Given a vector $\mathbf{x} \in \mathbb{R}^{K}$, where $x_{i} \neq x_{j}, \forall i \neq j$. Prove that:

\begin{equation} \sum_{k=1}^{K} \frac{\exp(x_{k})}{\prod_{i \neq k} (x_{k} - x_{i})} \ge 0. \end{equation}

If it is wrong, I would appreciate if a counter example is provided.

Background

I am reading the paper "The continuous categorical: a novel simplex-valued exponential family". In the paper, the authors proposed a continuous version for the categorical distribution. They then provided the normalizing constant. To calculate the log-likelihood, we need the log of that normalizing constant. However, I do not know how to prove that it is always positive, so that we can take a log. Here, I reformulate the expression of the normalizing constant for convenience. If one read the paper, we can analogize $\mathbf{x}$ as $\pmb{\eta}$. Note that although $\eta_{K} = 0$, we could simply consider it as any vector, and just shift $\eta_{i} - \eta_{K}$ to obtain $\pmb{\eta}$ as in the paper. The non-shifting version does not change the positivity nature of the expression of interest.

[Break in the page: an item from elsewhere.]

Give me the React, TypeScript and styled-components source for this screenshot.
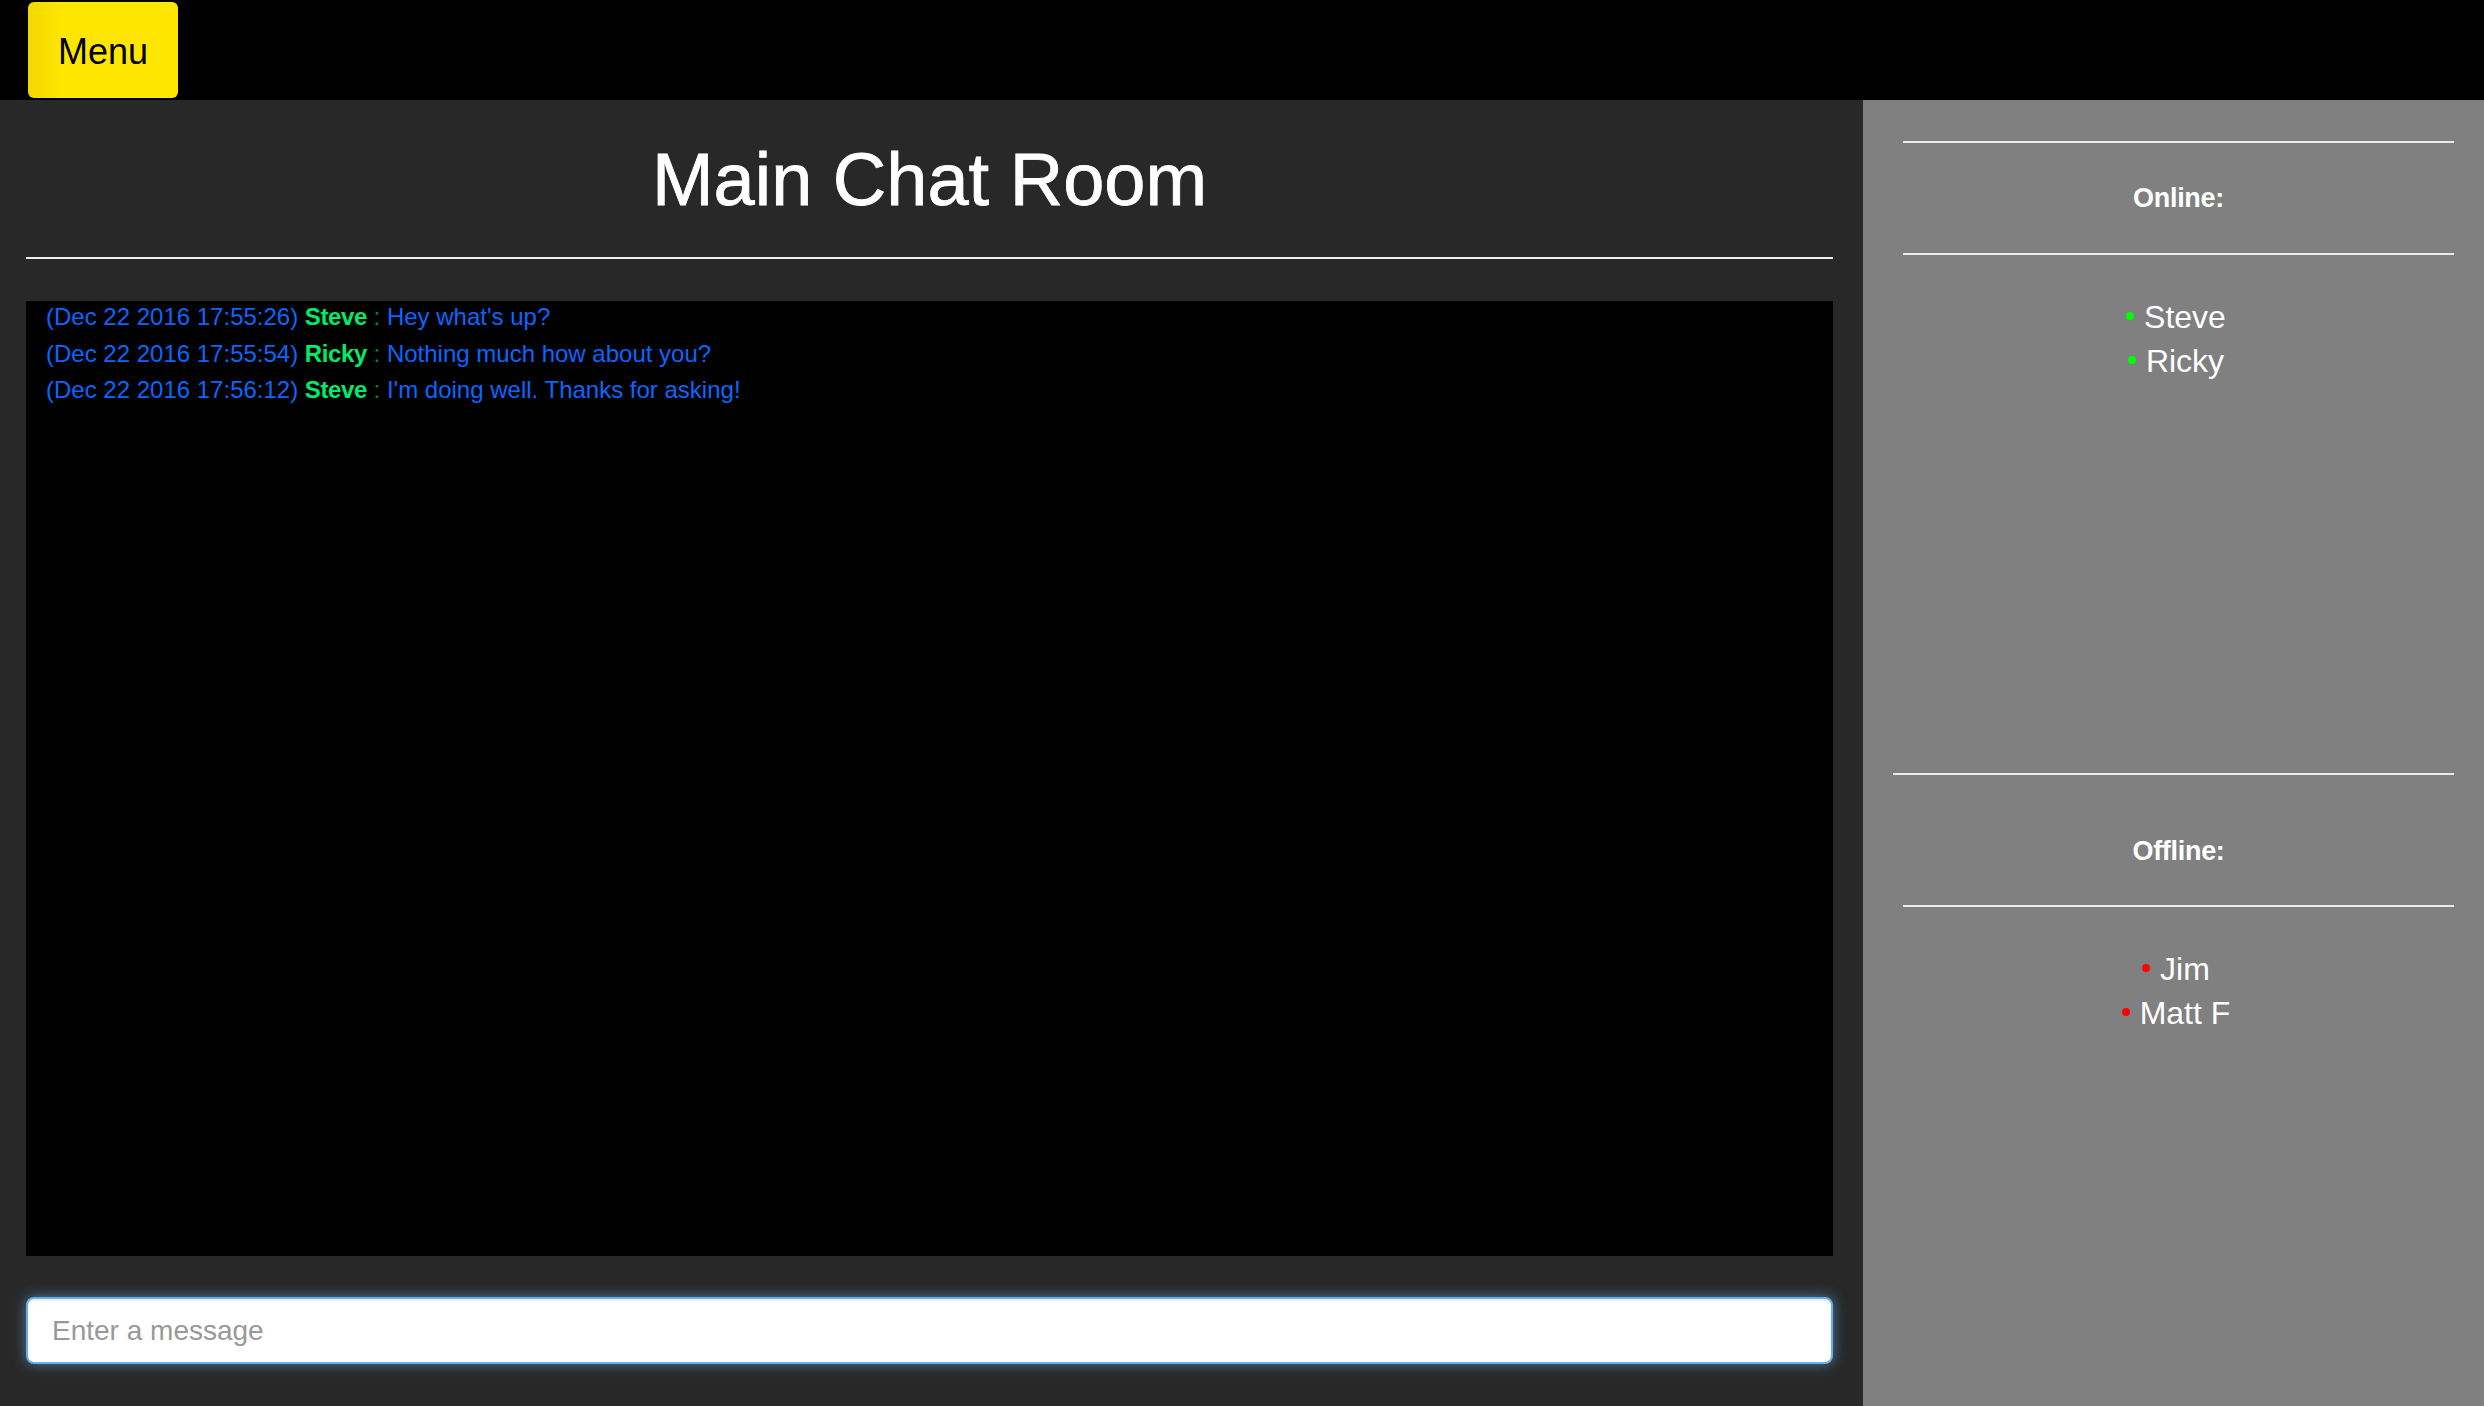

In addition, I tried the implementation provided by the authors, but it was unclear to me since the authors calculated the denominator $\propto (x_{k} - x_{i})$, not $(x_{i} - x_{k})$ as specified in the paper. Of course, it would lead to an additional factor $(-1)^{K - 1}$ in the denominator. This factor would then neutralizes the $(-1)^{K + 1}$. However, the implementation still have something with $(-1)^{K-1}$ (Note that the implementation denotes a variable $K$ as the value $(K - 1)$ in the paper.)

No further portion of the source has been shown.